# Your objective
Go through the records and extract every line with the word "index".

# Information shown

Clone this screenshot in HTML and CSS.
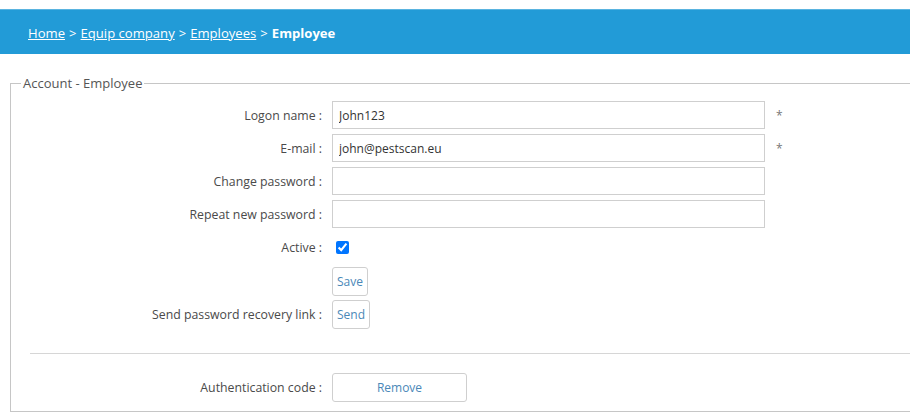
--
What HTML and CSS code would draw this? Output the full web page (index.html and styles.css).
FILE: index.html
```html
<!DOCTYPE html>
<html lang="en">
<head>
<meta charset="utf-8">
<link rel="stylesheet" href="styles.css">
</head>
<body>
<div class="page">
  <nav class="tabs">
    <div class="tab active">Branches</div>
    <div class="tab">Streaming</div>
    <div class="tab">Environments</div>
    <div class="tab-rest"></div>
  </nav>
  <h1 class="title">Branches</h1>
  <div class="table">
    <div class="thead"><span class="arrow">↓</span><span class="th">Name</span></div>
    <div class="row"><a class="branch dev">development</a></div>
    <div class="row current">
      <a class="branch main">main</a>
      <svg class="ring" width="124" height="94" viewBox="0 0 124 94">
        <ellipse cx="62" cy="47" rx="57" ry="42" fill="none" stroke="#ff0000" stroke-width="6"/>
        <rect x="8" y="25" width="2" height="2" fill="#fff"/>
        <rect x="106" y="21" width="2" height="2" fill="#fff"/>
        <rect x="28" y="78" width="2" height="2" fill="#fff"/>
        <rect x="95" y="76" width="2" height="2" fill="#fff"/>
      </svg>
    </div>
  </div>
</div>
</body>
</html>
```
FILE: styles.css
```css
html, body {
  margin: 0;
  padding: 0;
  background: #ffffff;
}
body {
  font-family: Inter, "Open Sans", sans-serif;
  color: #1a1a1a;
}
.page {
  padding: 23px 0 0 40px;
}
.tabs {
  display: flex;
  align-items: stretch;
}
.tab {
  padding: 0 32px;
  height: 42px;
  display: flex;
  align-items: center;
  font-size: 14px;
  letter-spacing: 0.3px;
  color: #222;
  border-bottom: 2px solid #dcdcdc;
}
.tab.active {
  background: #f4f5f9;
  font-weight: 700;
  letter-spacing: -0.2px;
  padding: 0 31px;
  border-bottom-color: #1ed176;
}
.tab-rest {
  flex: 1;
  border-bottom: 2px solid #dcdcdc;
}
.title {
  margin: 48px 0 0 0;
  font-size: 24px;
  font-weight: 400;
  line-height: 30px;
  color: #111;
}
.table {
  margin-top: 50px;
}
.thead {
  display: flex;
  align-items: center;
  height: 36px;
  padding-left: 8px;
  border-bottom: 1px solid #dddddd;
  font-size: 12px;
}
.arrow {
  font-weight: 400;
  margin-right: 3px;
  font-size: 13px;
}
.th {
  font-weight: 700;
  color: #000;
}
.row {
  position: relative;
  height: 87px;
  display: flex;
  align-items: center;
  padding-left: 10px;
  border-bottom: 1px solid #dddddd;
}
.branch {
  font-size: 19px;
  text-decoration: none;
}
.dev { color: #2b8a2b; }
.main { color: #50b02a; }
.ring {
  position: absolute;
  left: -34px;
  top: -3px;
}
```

# Right answer
What HTML and CSS code would draw this? Output the full web page (index.html and styles.css).
FILE: index.html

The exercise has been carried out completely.